KD-MVS: Knowledge Distillation Based Self-supervised Learning for Multi-view Stereo
This addresses the data scarcity problem in 3D reconstruction for computer vision applications, but appears incremental as it builds on existing self-supervised and knowledge distillation techniques.
The paper tackles the challenge of collecting large-scale ground-truth depth for multi-view stereo by proposing a self-supervised training pipeline using knowledge distillation, where the student model outperforms the teacher and even supervised methods on multiple datasets.
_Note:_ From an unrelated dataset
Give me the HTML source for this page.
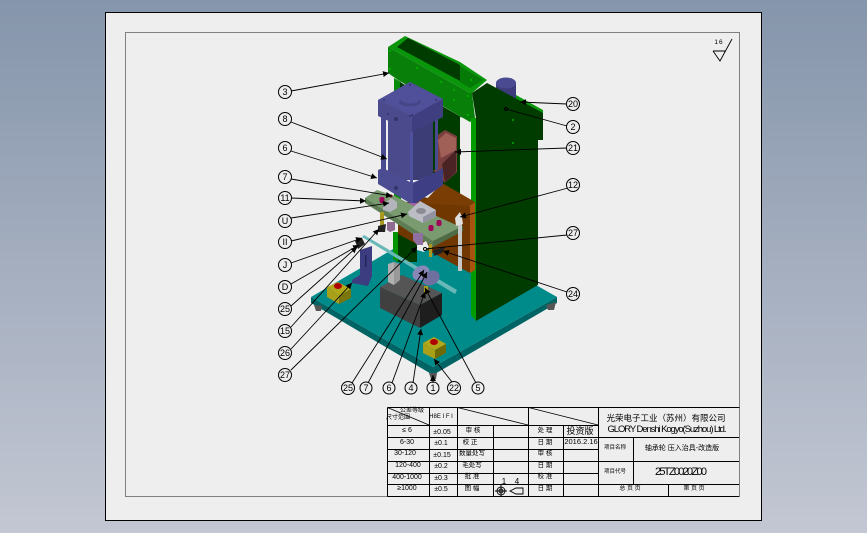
<!DOCTYPE html>
<html><head><meta charset="utf-8"><style>
html,body{margin:0;padding:0;width:867px;height:533px;overflow:hidden}
body{background:linear-gradient(180deg,#8595ab 0%,#c3c7d3 100%)}
svg{position:absolute;left:0;top:0;display:block}
.b text{font-family:"Liberation Sans",sans-serif;font-size:9px;text-anchor:middle;fill:#000}
.t text{font-family:"Liberation Sans","Noto Sans CJK SC",sans-serif;fill:#000;text-anchor:middle}
</style></head><body>
<svg width="867" height="533" viewBox="0 0 867 533">
<defs><marker id="a" markerUnits="userSpaceOnUse" markerWidth="7" markerHeight="6" refX="6" refY="3" orient="auto"><path d="M0,0 6,3 0,6Z" fill="#000"/></marker></defs>
<rect x="105.500" y="12.500" width="656" height="508" fill="#eeeeee" stroke="#000"/>
<rect x="125.500" y="32.500" width="614" height="464" fill="none" stroke="#808080"/>
<!-- base -->
<polygon points="311,297 311,303 433,375 557,303 557,297 433,367" fill="#006464"/>
<polygon points="311,297 395,248 471,248 557,297 433,367" fill="#008b8b"/>
<polygon points="314,305 322,306 321,311 316,311" fill="#555"/>
<polygon points="429,373 437,373 436,379 431,379" fill="#555"/>
<polygon points="546,305 556,302 554,310 548,310" fill="#555"/>
<!-- back posts -->
<polygon points="394,78 401,82 401,200 394,196" fill="#0a8a0a"/>
<polygon points="400,82 470,122 460,122 460,196 400,170" fill="#003c00"/>
<polygon points="460,117 471,120 471,205 460,200" fill="#eeeeee"/>
<polygon points="393,232 417,232 417,262 398,262 393,259" fill="#003c00"/>
<polygon points="393,232 398,232 398,262 393,259" fill="#009400"/>
<!-- beam -->
<polygon points="388,47 405,36 460,62 487,80 472,93 470,93" fill="#0a960a"/>
<polygon points="388,47 470,93 472,93 475,118 470,122 398,80 388,73" fill="#087f08"/>
<polygon points="397,47 408,38 460,65 460,81" fill="#003c00"/>
<polygon points="460,66 483,80 470,88 460,82" fill="#067a06"/>
<g fill="#00aa00"><circle cx="390" cy="51" r="1.200"/><circle cx="390" cy="69" r="1.200"/><circle cx="417" cy="68" r="1.200"/><circle cx="441" cy="82" r="1.200"/><circle cx="454" cy="90" r="1.200"/><circle cx="454" cy="100" r="1.200"/><circle cx="468" cy="96" r="1.200"/><circle cx="468" cy="115" r="1.200"/><circle cx="471" cy="80" r="1.200"/></g>
<!-- pin -->
<path d="M496,83 V92 L516,104 V83Z" fill="#3c3c7a"/>
<ellipse cx="506" cy="83" rx="10" ry="5.500" fill="#4a4a90"/>
<!-- right column -->
<polygon points="516,95 543,110 543,115 516,101" fill="#0a960a"/>
<polygon points="471,118 476,118 476,321 471,315" fill="#009c00"/>
<polygon points="472,93 487,83 543,113 543,140 538,140 538,285 476,321 476,118" fill="#003c00"/>
<circle cx="513" cy="120" r="1" fill="#00aa00"/><circle cx="513" cy="143" r="1" fill="#00aa00"/>
<!-- brown part -->
<polygon points="398,234 398,205 423,197 470,206 470,273" fill="#703800"/>
<polygon points="423,203 442,183 475,202 470,206" fill="#7a3e04"/>
<polygon points="470,206 475,202 475,270 470,273" fill="#a85410"/>
<!-- electronics -->
<polygon points="433,138 445,130 457,136 457,172 445,183 433,170" fill="#7a4040"/>
<polygon points="438,140 446,133 456,138 456,150 441,158" fill="#a06058"/>
<polygon points="442,164 456,150 456,172 445,183" fill="#4a2424"/>
<!-- cylinder -->
<rect x="381" y="117" width="5" height="56" fill="#4a4a90"/>
<rect x="386" y="117" width="2" height="56" fill="#eeeeee"/>
<rect x="433" y="112" width="2" height="58" fill="#003c00"/>
<rect x="435" y="110" width="3" height="60" fill="#4a4a90"/>
<rect x="388" y="118" width="45" height="62" fill="#3c3c76"/>
<rect x="388" y="118" width="22" height="62" fill="#4a4a8c"/>
<rect x="410" y="125" width="3" height="65" fill="#5050a0"/>
<polygon points="378,100 410,82 443,99 443,117 412,132 378,116" fill="#4a4a8c"/>
<polygon points="378,100 410,82 443,99 412,116" fill="#50509a"/>
<polygon points="412,116 443,99 443,117 412,132" fill="#3e3e80"/>
<ellipse cx="410" cy="102" rx="11" ry="4.500" fill="#454588"/>
<ellipse cx="410" cy="100" rx="9" ry="3.500" fill="#50509a"/>
<g fill="#33336c"><circle cx="410" cy="85" r="1"/><circle cx="384" cy="100" r="1"/><circle cx="436" cy="100" r="1"/><circle cx="412" cy="115" r="1"/><circle cx="388" cy="114" r="1"/><circle cx="410" cy="116" r="1"/><circle cx="396" cy="119" r="2"/></g>
<polygon points="378,170 383,168 412,183 433,174 443,168 443,185 413,205 378,184" fill="#4c4c92"/>
<polygon points="413,184 443,168 443,185 413,205" fill="#3e3e84"/>
<circle cx="396" cy="188" r="2" fill="#33336a"/>
<rect x="407" y="203" width="11" height="12" fill="#a060a8"/>
<!-- plate -->
<polygon points="365,198 377,190 395,196 412,205 463,228 433,245 365,202" fill="#7a9a70"/>
<polygon points="365,198 433,241 433,247 365,203" fill="#5f7d55"/>
<polygon points="433,241 463,226 463,231 433,247" fill="#4e6b46"/>
<polygon points="383,205 391,198 397,202 397,208 390,212 383,210" fill="#b4b4bc"/>
<polygon points="408,212 420,201 436,210 436,217 423,223 409,216" fill="#bcbcc4"/>
<polygon points="423,217 436,210 436,217 423,223" fill="#9292a0"/>
<ellipse cx="421" cy="211" rx="5" ry="3" fill="#8c8c94"/>
<g fill="#a0005a"><rect x="379.500" y="197" width="5" height="6" rx="2"/><rect x="428.500" y="225" width="5" height="6" rx="2"/><rect x="436.500" y="220" width="5" height="6" rx="2"/></g>
<circle cx="391" cy="196" r="1.500" fill="#800020"/>
<!-- guide posts -->
<rect x="380" y="212" width="4" height="20" fill="#a89a20"/>
<rect x="429" y="244" width="3" height="13" fill="#a89a20"/>
<rect x="458" y="215" width="4" height="56" fill="#c8c8c8"/>
<polygon points="455,218 460,212 462,218 463,224 456,226" fill="#e0e0e0"/>
<polygon points="417,246 426,241 429,247 424,252 417,250" fill="#eeeeee"/>
<polygon points="433,250 445,247 442,253 434,256" fill="#202020"/>
<polygon points="387,222 395,222 395,230 390,232 387,230" fill="#8f6b90"/>
<polygon points="413,233 423,233 423,245 417,245 413,240" fill="#9070a0"/>
<polygon points="378,226 386,224 385,232 378,232" fill="#222"/>
<!-- black block -->
<polygon points="380,287 402,275 442,293 420,305" fill="#555"/>
<polygon points="380,287 420,305 420,328 380,308" fill="#404040"/>
<polygon points="420,305 442,293 442,315 420,328" fill="#1e1e1e"/>
<polygon points="388,264 394,262 394,285 388,282" fill="#b0b0b0"/>
<polygon points="394,262 400,264 400,280 394,285" fill="#999"/>
<!-- rod -->
<polygon points="362,237 364,235 457,290 455,294" fill="#68b8b8"/>
<!-- bracket -->
<polygon points="360,250 372,246 372,276 368,286 352,283 352,280 360,275" fill="#3c3c80"/>
<rect x="365" y="255" width="1.500" height="12" fill="#25255a"/>
<polygon points="355,241 362,238 365,244 358,249" fill="#222"/>
<!-- hub -->
<ellipse cx="421" cy="273" rx="9" ry="7" fill="#8888b8" transform="rotate(-30 421 273)"/>
<ellipse cx="431" cy="278" rx="9" ry="7" fill="#7070a0" transform="rotate(-30 431 278)"/>
<rect x="424" y="286" width="4" height="8" fill="#a89a20"/>
<!-- yellow boxes -->
<polygon points="327,287 339,296 339,304 327,297" fill="#a8a018"/>
<polygon points="327,287 338,282 351,289 339,296" fill="#b0a818"/>
<polygon points="339,296 351,289 351,298 339,304" fill="#7a760c"/>
<ellipse cx="338" cy="286" rx="4" ry="3" fill="#b00000"/>
<polygon points="423,343 435,350 435,359 423,353" fill="#a8a018"/>
<polygon points="423,343 434,337 446,344 435,350" fill="#b0a818"/>
<polygon points="435,350 446,344 446,353 435,359" fill="#6e6a08"/>
<ellipse cx="434" cy="342" rx="4" ry="3" fill="#b00000"/>
<!-- leaders -->
<g stroke="#000" stroke-width=".9" fill="none">
<path d="M291,91 389,73" marker-end="url(#a)"/><path d="M291,122 387,159" marker-end="url(#a)"/><path d="M291,151 377,178" marker-end="url(#a)"/><path d="M291,179 392,196" marker-end="url(#a)"/><path d="M291,198 366,201" marker-end="url(#a)"/><path d="M291,218 389,203" marker-end="url(#a)"/><path d="M291,241 407,214" marker-end="url(#a)"/><path d="M291,263 362,238" marker-end="url(#a)"/><path d="M291,284 359,245" marker-end="url(#a)"/><path d="M291,306 357,247" marker-end="url(#a)"/><path d="M291,327 379,229" marker-end="url(#a)"/><path d="M291,349 352,283" marker-end="url(#a)"/><path d="M291,370 417,247" marker-end="url(#a)"/><path d="M352,383 424,270" marker-end="url(#a)"/><path d="M368,383 427,272" marker-end="url(#a)"/><path d="M392,383 425,292" marker-end="url(#a)"/><path d="M413,383 421,329" marker-end="url(#a)"/><path d="M433,383 433,375" marker-end="url(#a)"/><path d="M452,382 434,359" marker-end="url(#a)"/><path d="M476,383 425,288" marker-end="url(#a)"/><path d="M567,104 520,102" marker-end="url(#a)"/><path d="M567,148 455,152" marker-end="url(#a)"/><path d="M568,188 460,217" marker-end="url(#a)"/><path d="M567,292 443,251" marker-end="url(#a)"/>
</g>
<path d="M567,126 506,109M567,235 425,249" stroke="#000" stroke-width=".9" fill="none"/>
<circle cx="506" cy="109" r="1.500" fill="none" stroke="#000"/><circle cx="425" cy="249" r="1.500" fill="#fff" stroke="#000"/>
<!-- balloons -->
<g class="b">
<g fill="none" stroke="#000">
<circle cx="285" cy="92" r="6.500"/><circle cx="285" cy="119" r="6.500"/><circle cx="285" cy="148" r="6.500"/><circle cx="285" cy="177" r="6.500"/><circle cx="285" cy="198" r="6.500"/><circle cx="285" cy="221" r="6.500"/><circle cx="285" cy="242" r="6.500"/><circle cx="285" cy="265" r="6.500"/><circle cx="285" cy="287" r="6.500"/><circle cx="285" cy="309" r="6.500"/><circle cx="285" cy="331" r="6.500"/><circle cx="285" cy="353" r="6.500"/><circle cx="285" cy="375" r="6.500"/>
<circle cx="348" cy="388" r="6.500"/><circle cx="366" cy="388" r="6"/><circle cx="389" cy="388" r="6"/><circle cx="411" cy="388" r="6"/><circle cx="433" cy="388" r="6"/><circle cx="454" cy="388" r="6.500"/><circle cx="478" cy="388" r="6"/>
<circle cx="573" cy="104" r="6.500"/><circle cx="573" cy="127" r="6.500"/><circle cx="573" cy="148" r="6.500"/><circle cx="573" cy="185" r="6.500"/><circle cx="573" cy="233" r="6.500"/><circle cx="573" cy="294" r="6.500"/>
</g>
<text x="285" y="95">3</text><text x="285" y="122">8</text><text x="285" y="151">6</text><text x="285" y="180">7</text><text x="285" y="201">11</text><text x="285" y="224">U</text><text x="285" y="245">II</text><text x="285" y="268">J</text><text x="285" y="290">D</text><text x="285" y="312">25</text><text x="285" y="334">15</text><text x="285" y="356">26</text><text x="285" y="378">27</text>
<text x="348" y="391">25</text><text x="366" y="391">7</text><text x="389" y="391">6</text><text x="411" y="391">4</text><text x="433" y="391">1</text><text x="454" y="391">22</text><text x="478" y="391">5</text>
<text x="573" y="107">20</text><text x="573" y="130">2</text><text x="573" y="151">21</text><text x="573" y="188">12</text><text x="573" y="236">27</text><text x="573" y="297">24</text>
</g>
<!-- roughness -->
<path d="M713,51H726M713,51 720,61 732,39" stroke="#000" fill="none" stroke-width=".9"/>
<text x="719" y="44" font-family="Liberation Sans" font-size="6.500" text-anchor="middle" letter-spacing="1">16</text>
<!-- title block -->
<g stroke="#000" stroke-width="1" fill="none">
<path d="M387.500,407.500H739.500M387.500,407.500V496.500M387.500,425.500H598M387.500,437.500H739M387.500,449.500H598M387.500,461.500H739M387.500,473.500H598M387.500,484.500H739M387.500,496.500H739"/>
<path d="M429.500,407V497M457.500,407V497M493.500,425V497M528.500,407V497M563.500,425V497M598.500,407V497M633.500,437V484M668.500,484V497"/>
<path d="M387.500,407.500 429,425M457.500,407.500 528,425M528.500,407.500 598,425" stroke-width=".9"/>
</g>
<g class="t" font-size="7">
<text x="412" y="412" font-size="6">公差等级</text><text x="398" y="419" font-size="6">尺寸范围</text><text x="441" y="418" font-size="6">H8E I F I</text>
<text x="407" y="432">≤ 6</text><text x="407" y="444">6-30</text><text x="405" y="455">30-120</text><text x="408" y="467">120-400</text><text x="407" y="479">400-1000</text><text x="407" y="490">≥1000</text>
<text x="442" y="434">±0.05</text><text x="441" y="445">±0.1</text><text x="442" y="457">±0.15</text><text x="441" y="468">±0.2</text><text x="441" y="480">±0.3</text><text x="441" y="491">±0.5</text>
<text x="473" y="432" font-size="6.500">审 核</text><text x="470" y="444" font-size="6.500">校 正</text><text x="472" y="455" font-size="6.500">数量处写</text><text x="472" y="467" font-size="6.500">毛处写</text><text x="472" y="478" font-size="6.500">批 准</text><text x="472" y="490" font-size="6.500">图 幅</text>
<text x="545" y="432" font-size="6.500">处 理</text><text x="545" y="444" font-size="6.500">日 期</text><text x="545" y="455" font-size="6.500">审 核</text><text x="545" y="467" font-size="6.500">日 期</text><text x="545" y="478" font-size="6.500">校 准</text><text x="545" y="490" font-size="6.500">日 期</text>
<text x="580" y="434" font-size="9">投资版</text><text x="581" y="444" font-size="7.500">2016.2.16</text>
<text x="504" y="484" font-size="8">1</text><text x="517" y="484" font-size="8">4</text>
<text x="666" y="421" font-size="8.500">光荣电子工业（苏州）有限公司</text>
<text x="667" y="432" font-size="9.500" textLength="119">GLORY Denshi Kogyo(Suzhou) Ltd.</text>
<text x="615" y="449" font-size="5.500">项目名称</text><text x="615" y="473" font-size="5.500">项目代号</text>
<text x="682" y="450" font-size="7">轴承轮 压入治具-改造版</text>
<text x="681" y="475" font-size="11" textLength="52">25TZ0020Z00</text>
<text x="630" y="490" font-size="6">总  页 页</text><text x="694" y="490" font-size="6">第  页 页</text>
</g>
<g stroke="#000" stroke-width=".9" fill="none">
<circle cx="501" cy="491" r="4"/><circle cx="501" cy="491" r="2"/><path d="M495,491H507M501,485V497"/>
<path d="M510,491 516,488H523V494H516Z"/>
</g>
</svg>
</body></html>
Supervised multi-view stereo (MVS) methods have achieved remarkable progress in terms of reconstruction quality, but suffer from the challenge of collecting large-scale ground-truth depth. In this paper, we propose a novel self-supervised training pipeline for MVS based on knowledge distillation, termed KD-MVS, which mainly consists of self-supervised teacher training and distillation-based student training. Specifically, the teacher model is trained in a self-supervised fashion using both photometric and featuremetric consistency. Then we distill the knowledge of the teacher model to the student model through probabilistic knowledge transferring. With the supervision of validated knowledge, the student model is able to outperform its teacher by a large margin. Extensive experiments performed on multiple datasets show our method can even outperform supervised methods.